[TASK]:
Collect every line below that contains the word "this".

[DATA EXTRACT]:
────────────────────────────────────────

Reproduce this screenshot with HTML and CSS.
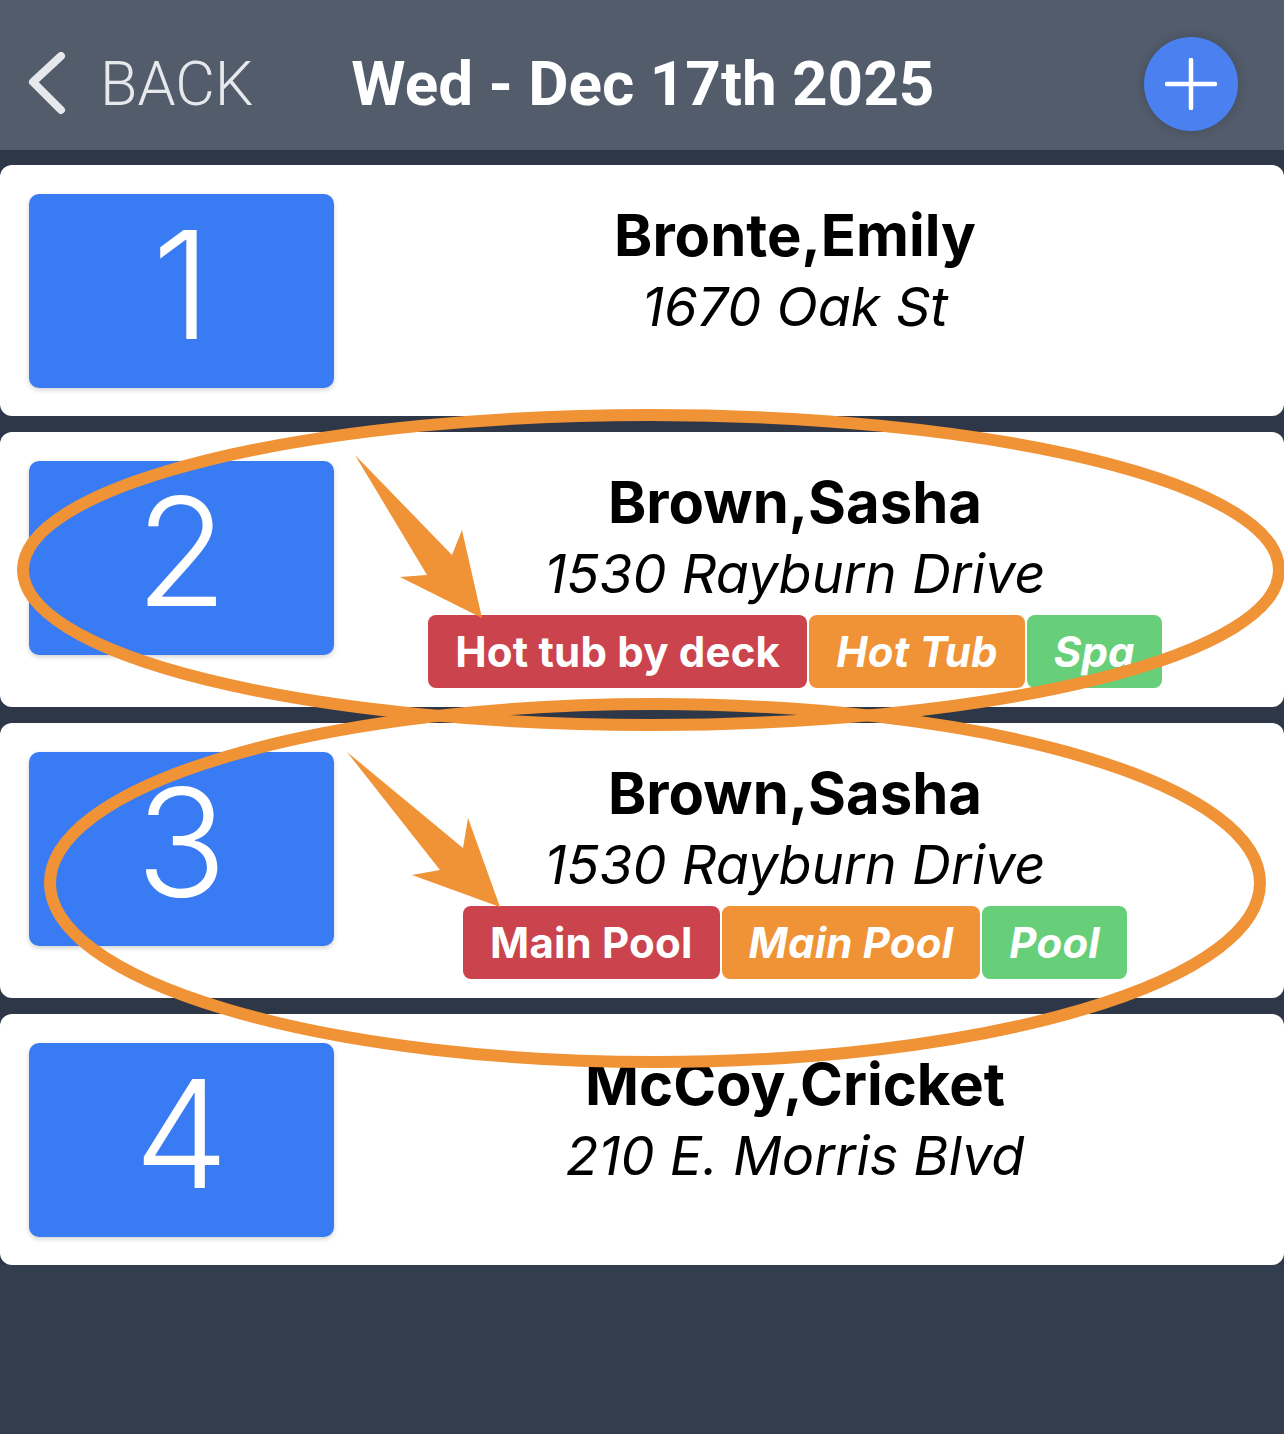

────────────────────────────────────────

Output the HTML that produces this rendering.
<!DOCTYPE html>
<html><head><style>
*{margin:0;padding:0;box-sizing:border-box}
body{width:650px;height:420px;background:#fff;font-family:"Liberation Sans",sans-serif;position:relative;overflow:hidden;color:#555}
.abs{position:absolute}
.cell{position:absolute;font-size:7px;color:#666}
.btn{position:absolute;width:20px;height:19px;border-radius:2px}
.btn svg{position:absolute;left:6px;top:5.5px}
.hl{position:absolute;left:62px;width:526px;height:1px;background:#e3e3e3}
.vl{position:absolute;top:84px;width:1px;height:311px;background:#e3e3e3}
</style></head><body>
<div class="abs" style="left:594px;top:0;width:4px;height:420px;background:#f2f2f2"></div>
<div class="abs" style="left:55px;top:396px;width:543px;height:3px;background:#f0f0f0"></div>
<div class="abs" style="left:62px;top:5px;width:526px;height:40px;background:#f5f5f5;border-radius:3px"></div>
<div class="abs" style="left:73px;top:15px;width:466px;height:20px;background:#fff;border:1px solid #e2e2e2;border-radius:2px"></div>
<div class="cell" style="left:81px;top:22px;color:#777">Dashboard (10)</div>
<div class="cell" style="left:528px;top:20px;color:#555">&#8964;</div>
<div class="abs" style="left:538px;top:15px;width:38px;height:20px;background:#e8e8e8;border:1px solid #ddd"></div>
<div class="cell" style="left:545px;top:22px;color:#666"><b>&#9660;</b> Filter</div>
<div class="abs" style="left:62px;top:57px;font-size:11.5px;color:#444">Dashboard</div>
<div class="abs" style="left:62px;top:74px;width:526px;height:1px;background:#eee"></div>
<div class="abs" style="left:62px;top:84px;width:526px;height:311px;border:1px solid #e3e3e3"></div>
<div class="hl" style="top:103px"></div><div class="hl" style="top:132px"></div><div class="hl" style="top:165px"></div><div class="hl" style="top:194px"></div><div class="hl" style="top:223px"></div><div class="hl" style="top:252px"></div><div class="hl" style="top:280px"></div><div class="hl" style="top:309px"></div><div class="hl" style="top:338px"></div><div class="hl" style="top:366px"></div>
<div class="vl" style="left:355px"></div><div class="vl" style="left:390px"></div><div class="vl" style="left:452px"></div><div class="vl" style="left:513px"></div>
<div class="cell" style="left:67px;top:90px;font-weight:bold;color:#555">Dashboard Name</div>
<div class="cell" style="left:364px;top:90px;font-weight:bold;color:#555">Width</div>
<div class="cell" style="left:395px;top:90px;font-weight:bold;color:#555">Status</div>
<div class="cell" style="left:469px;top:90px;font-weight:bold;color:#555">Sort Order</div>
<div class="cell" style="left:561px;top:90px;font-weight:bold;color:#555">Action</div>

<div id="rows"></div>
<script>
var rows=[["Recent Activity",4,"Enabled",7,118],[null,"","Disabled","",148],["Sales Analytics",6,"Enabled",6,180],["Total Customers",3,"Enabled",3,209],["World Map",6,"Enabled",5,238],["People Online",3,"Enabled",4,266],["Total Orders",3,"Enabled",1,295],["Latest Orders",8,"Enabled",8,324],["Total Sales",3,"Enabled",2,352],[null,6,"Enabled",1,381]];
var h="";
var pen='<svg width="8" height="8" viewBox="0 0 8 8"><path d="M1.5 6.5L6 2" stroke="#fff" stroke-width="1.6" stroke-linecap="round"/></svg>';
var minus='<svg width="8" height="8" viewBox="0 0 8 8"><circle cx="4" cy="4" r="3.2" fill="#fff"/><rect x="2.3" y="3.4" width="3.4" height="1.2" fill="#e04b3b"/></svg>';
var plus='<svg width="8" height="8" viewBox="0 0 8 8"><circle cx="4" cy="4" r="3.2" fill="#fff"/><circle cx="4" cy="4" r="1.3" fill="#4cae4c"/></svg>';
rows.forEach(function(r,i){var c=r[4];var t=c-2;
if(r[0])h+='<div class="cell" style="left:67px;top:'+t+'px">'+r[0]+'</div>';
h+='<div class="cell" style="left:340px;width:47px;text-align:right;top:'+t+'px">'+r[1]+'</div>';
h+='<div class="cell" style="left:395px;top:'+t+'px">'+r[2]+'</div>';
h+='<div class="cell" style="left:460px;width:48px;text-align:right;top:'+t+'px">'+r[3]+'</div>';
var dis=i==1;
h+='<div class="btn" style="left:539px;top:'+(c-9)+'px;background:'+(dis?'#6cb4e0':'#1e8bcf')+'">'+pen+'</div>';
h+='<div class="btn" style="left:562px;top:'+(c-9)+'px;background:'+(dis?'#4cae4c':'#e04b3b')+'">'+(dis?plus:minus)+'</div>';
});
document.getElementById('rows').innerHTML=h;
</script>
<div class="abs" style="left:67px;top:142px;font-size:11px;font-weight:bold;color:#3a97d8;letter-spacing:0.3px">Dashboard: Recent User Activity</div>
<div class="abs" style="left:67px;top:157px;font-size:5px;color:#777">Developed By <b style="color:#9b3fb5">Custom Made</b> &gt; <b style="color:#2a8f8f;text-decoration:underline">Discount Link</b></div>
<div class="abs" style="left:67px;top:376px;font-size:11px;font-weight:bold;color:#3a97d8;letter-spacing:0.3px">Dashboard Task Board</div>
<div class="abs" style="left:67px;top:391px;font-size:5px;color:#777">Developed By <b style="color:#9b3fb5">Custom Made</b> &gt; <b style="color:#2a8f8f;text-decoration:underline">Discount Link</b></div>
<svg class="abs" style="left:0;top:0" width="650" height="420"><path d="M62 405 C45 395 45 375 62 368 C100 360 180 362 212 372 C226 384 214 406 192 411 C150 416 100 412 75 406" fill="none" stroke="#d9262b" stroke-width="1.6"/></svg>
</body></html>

────────────────────────────────────────

[WORKED SOLUTION]:
Reproduce this screenshot with HTML and CSS.
Output the HTML that produces this rendering.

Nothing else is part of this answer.